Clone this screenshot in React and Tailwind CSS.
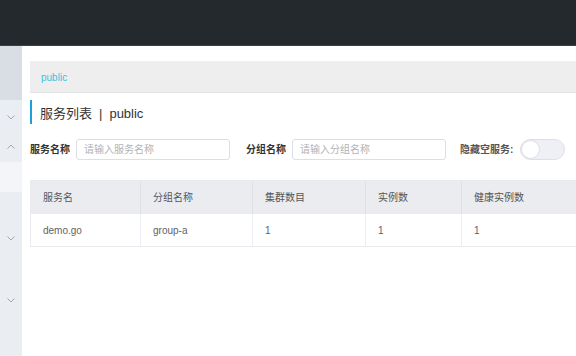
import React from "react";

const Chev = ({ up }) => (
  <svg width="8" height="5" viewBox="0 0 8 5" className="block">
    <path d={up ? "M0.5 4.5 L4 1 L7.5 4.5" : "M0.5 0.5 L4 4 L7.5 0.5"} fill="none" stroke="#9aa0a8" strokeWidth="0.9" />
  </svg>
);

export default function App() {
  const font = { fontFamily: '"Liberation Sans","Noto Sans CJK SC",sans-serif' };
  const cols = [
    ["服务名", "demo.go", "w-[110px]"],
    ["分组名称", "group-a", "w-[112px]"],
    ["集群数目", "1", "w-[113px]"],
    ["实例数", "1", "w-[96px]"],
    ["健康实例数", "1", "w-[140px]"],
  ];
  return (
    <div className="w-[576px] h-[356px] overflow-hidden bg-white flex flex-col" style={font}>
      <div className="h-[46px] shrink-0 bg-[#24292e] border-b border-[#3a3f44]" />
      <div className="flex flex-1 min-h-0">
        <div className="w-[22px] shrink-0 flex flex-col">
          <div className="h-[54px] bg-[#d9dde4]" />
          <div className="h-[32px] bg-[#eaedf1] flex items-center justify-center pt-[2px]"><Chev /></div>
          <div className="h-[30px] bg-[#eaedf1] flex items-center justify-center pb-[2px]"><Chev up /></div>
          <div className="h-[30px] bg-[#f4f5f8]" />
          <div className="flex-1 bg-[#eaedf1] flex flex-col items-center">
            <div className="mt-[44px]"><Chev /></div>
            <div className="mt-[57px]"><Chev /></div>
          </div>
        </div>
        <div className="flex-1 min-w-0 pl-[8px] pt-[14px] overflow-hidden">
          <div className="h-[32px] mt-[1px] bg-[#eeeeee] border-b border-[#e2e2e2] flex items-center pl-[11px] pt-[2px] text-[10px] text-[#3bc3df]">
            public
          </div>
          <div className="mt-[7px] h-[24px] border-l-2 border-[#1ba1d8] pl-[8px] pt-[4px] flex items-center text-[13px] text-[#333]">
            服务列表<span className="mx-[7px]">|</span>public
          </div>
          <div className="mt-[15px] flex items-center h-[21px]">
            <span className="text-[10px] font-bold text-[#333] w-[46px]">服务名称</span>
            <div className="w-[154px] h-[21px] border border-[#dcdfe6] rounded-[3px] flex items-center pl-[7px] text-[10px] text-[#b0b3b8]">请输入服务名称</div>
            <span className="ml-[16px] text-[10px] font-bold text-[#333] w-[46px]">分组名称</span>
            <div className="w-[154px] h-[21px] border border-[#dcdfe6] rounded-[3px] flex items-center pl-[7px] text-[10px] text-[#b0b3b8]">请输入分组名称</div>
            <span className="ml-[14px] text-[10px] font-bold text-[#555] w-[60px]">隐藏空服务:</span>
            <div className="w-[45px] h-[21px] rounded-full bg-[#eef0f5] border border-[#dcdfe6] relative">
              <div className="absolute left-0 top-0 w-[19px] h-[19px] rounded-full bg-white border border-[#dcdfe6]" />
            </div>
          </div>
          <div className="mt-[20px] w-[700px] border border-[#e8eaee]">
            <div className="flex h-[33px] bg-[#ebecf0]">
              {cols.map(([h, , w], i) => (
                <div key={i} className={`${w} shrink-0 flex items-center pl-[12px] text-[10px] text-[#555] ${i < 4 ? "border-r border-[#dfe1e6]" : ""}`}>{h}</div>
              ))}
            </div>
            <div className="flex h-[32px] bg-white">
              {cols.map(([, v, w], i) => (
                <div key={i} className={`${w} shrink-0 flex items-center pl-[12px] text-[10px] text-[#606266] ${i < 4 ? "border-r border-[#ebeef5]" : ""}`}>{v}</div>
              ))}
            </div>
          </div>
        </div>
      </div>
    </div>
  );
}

────

TASK REQUIREMENTS: Leave the pictures out, and print every line of the listing exactly as written.

SOLUTION BELOW:
Clone this screenshot in React and Tailwind CSS.
import React from "react";

const Chev = ({ up }) => (
  <svg width="8" height="5" viewBox="0 0 8 5" className="block">
    <path d={up ? "M0.5 4.5 L4 1 L7.5 4.5" : "M0.5 0.5 L4 4 L7.5 0.5"} fill="none" stroke="#9aa0a8" strokeWidth="0.9" />
  </svg>
);

export default function App() {
  const font = { fontFamily: '"Liberation Sans","Noto Sans CJK SC",sans-serif' };
  const cols = [
    ["服务名", "demo.go", "w-[110px]"],
    ["分组名称", "group-a", "w-[112px]"],
    ["集群数目", "1", "w-[113px]"],
    ["实例数", "1", "w-[96px]"],
    ["健康实例数", "1", "w-[140px]"],
  ];
  return (
    <div className="w-[576px] h-[356px] overflow-hidden bg-white flex flex-col" style={font}>
      <div className="h-[46px] shrink-0 bg-[#24292e] border-b border-[#3a3f44]" />
      <div className="flex flex-1 min-h-0">
        <div className="w-[22px] shrink-0 flex flex-col">
          <div className="h-[54px] bg-[#d9dde4]" />
          <div className="h-[32px] bg-[#eaedf1] flex items-center justify-center pt-[2px]"><Chev /></div>
          <div className="h-[30px] bg-[#eaedf1] flex items-center justify-center pb-[2px]"><Chev up /></div>
          <div className="h-[30px] bg-[#f4f5f8]" />
          <div className="flex-1 bg-[#eaedf1] flex flex-col items-center">
            <div className="mt-[44px]"><Chev /></div>
            <div className="mt-[57px]"><Chev /></div>
          </div>
        </div>
        <div className="flex-1 min-w-0 pl-[8px] pt-[14px] overflow-hidden">
          <div className="h-[32px] mt-[1px] bg-[#eeeeee] border-b border-[#e2e2e2] flex items-center pl-[11px] pt-[2px] text-[10px] text-[#3bc3df]">
            public
          </div>
          <div className="mt-[7px] h-[24px] border-l-2 border-[#1ba1d8] pl-[8px] pt-[4px] flex items-center text-[13px] text-[#333]">
            服务列表<span className="mx-[7px]">|</span>public
          </div>
          <div className="mt-[15px] flex items-center h-[21px]">
            <span className="text-[10px] font-bold text-[#333] w-[46px]">服务名称</span>
            <div className="w-[154px] h-[21px] border border-[#dcdfe6] rounded-[3px] flex items-center pl-[7px] text-[10px] text-[#b0b3b8]">请输入服务名称</div>
            <span className="ml-[16px] text-[10px] font-bold text-[#333] w-[46px]">分组名称</span>
            <div className="w-[154px] h-[21px] border border-[#dcdfe6] rounded-[3px] flex items-center pl-[7px] text-[10px] text-[#b0b3b8]">请输入分组名称</div>
            <span className="ml-[14px] text-[10px] font-bold text-[#555] w-[60px]">隐藏空服务:</span>
            <div className="w-[45px] h-[21px] rounded-full bg-[#eef0f5] border border-[#dcdfe6] relative">
              <div className="absolute left-0 top-0 w-[19px] h-[19px] rounded-full bg-white border border-[#dcdfe6]" />
            </div>
          </div>
          <div className="mt-[20px] w-[700px] border border-[#e8eaee]">
            <div className="flex h-[33px] bg-[#ebecf0]">
              {cols.map(([h, , w], i) => (
                <div key={i} className={`${w} shrink-0 flex items-center pl-[12px] text-[10px] text-[#555] ${i < 4 ? "border-r border-[#dfe1e6]" : ""}`}>{h}</div>
              ))}
            </div>
            <div className="flex h-[32px] bg-white">
              {cols.map(([, v, w], i) => (
                <div key={i} className={`${w} shrink-0 flex items-center pl-[12px] text-[10px] text-[#606266] ${i < 4 ? "border-r border-[#ebeef5]" : ""}`}>{v}</div>
              ))}
            </div>
          </div>
        </div>
      </div>
    </div>
  );
}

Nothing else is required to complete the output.